Much like Liz learns that she shouldn’t aim to change Hellboy, the couple in this film – Elisa (Sally Hawkins) and The Asset (Doug Jones) – meet and see no difference in each other. He is an Amazonian god and she is a mute member of the cleaning staff, but to them, they are one in the same. For the viewer, we are to see ourselves in the creature as much as the leading lady. As The Asset is tortured and almost killed, it’s her attempt to rescue him that is a vehicle to save herself and those who revolve her. Even when The Asset reveals his monstrous nature by eating Elisa’s neighbor’s cat, the cat’s owner doesn’t blame him.
He sees it as The Asset’s way of being and tells Elisa, and us, that we can’t expect him to do something other than he is. The real monster in this story is not the visual monster, but rather the man trying to tear them apart. The government worker, Richard Strickland (Michael Shannon). A man who is set out to succeed at all costs, it is his spiral into disrepair that is fueled by his sense of superiority, which brings about his downfall. Through his racist remarks, sexual harassment, and need to succeed, it is his inability to accept difference that is the catalyst to his destruction by the hands of The Asset.

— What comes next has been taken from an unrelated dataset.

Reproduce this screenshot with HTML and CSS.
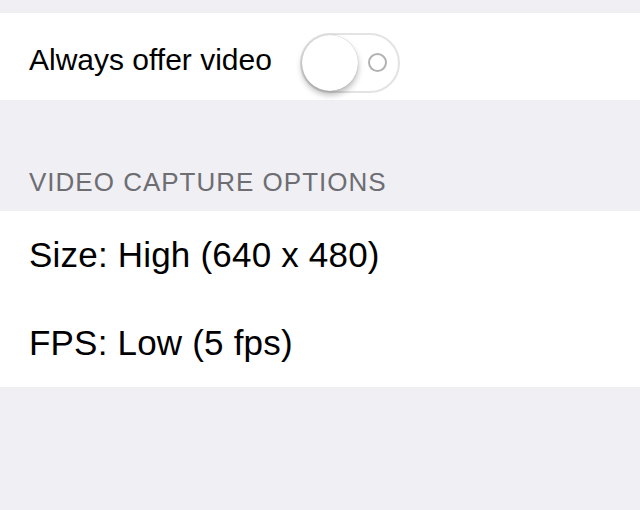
FILE: index.html
```html
<!DOCTYPE html>
<html>
<head>
<meta charset="utf-8">
<link rel="stylesheet" href="styles.css">
</head>
<body>
<div class="page">
  <div class="group first">
    <div class="row toggle-row">
      <span class="label small">Always offer video</span>
      <span class="switch"><span class="ring"></span><span class="knob"></span></span>
    </div>
  </div>
  <div class="header">VIDEO CAPTURE OPTIONS</div>
  <div class="group">
    <div class="row"><span class="label">Size: High (640 x 480)</span></div>
    <div class="row"><span class="label">FPS: Low (5 fps)</span></div>
  </div>
</div>
</body>
</html>
```
FILE: styles.css
```css
html, body {
  margin: 0;
  padding: 0;
  background: #efeff4;
  font-family: "Liberation Sans", Arial, sans-serif;
}
.page {
  width: 640px;
  height: 510px;
  overflow: hidden;
  padding-top: 13px;
  box-sizing: border-box;
}
.group {
  background: #ffffff;
}
.toggle-row {
  height: 87px;
  display: flex;
  align-items: center;
  padding-left: 27px;
}
.label {
  font-size: 35px;
  letter-spacing: 0.2px;
  color: #000;
  white-space: nowrap;
}
.label.small {
  font-size: 30px;
  letter-spacing: 0;
  margin-top: 6px;
}
.switch {
  position: relative;
  display: inline-block;
  width: 96px;
  height: 56px;
  border: 2px solid #e3e3e3;
  border-radius: 30px;
  margin-left: 28px;
  margin-top: 12px;
  background: #fff;
}
.knob {
  position: absolute;
  left: 0;
  top: 0;
  width: 56px;
  height: 56px;
  border-radius: 50%;
  background: #fff;
  box-shadow: 0 4px 6px rgba(0,0,0,0.28), 0 0 1px rgba(0,0,0,0.3);
}
.ring {
  position: absolute;
  left: 66px;
  top: 18px;
  width: 15px;
  height: 15px;
  border: 2.5px solid #b2b2b2;
  border-radius: 50%;
}
.header {
  margin-top: 63px;
  height: 48px;
  padding-left: 29px;
  font-size: 26px;
  letter-spacing: 1px;
  color: #6d6d72;
  line-height: 38px;
}
.row {
  padding-left: 29px;
}
.group:not(.first) .row {
  height: 88px;
  line-height: 88px;
}
```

Horror isn’t just about scaring someone. It’s a genre with which the director uses film to highlight the biggest fears of our culture. With del Toro, he does something entirely different. He shows us our fears, but even in his bleakest of stories, he layers the tale with our hopes. These hopes are more easily embodied by an imperfect creature, whose flaws are there by design and not by choice. In them we are given pieces of the monster’s soul to identify with, to be moved by, just as much as we are to be taken by his heroes. His monsters are saints of imperfections and once those imperfections are accepted, they show us the cosmology he has created within them and for his protagonists, they show them how to end the story. It is through monsters that del Toro weaves his fairy tales, making them essential for more than scares. He shows us their violence, their, pain, and their humanity all in one stroke. Great horror is as emotive and empathetic as it is dark.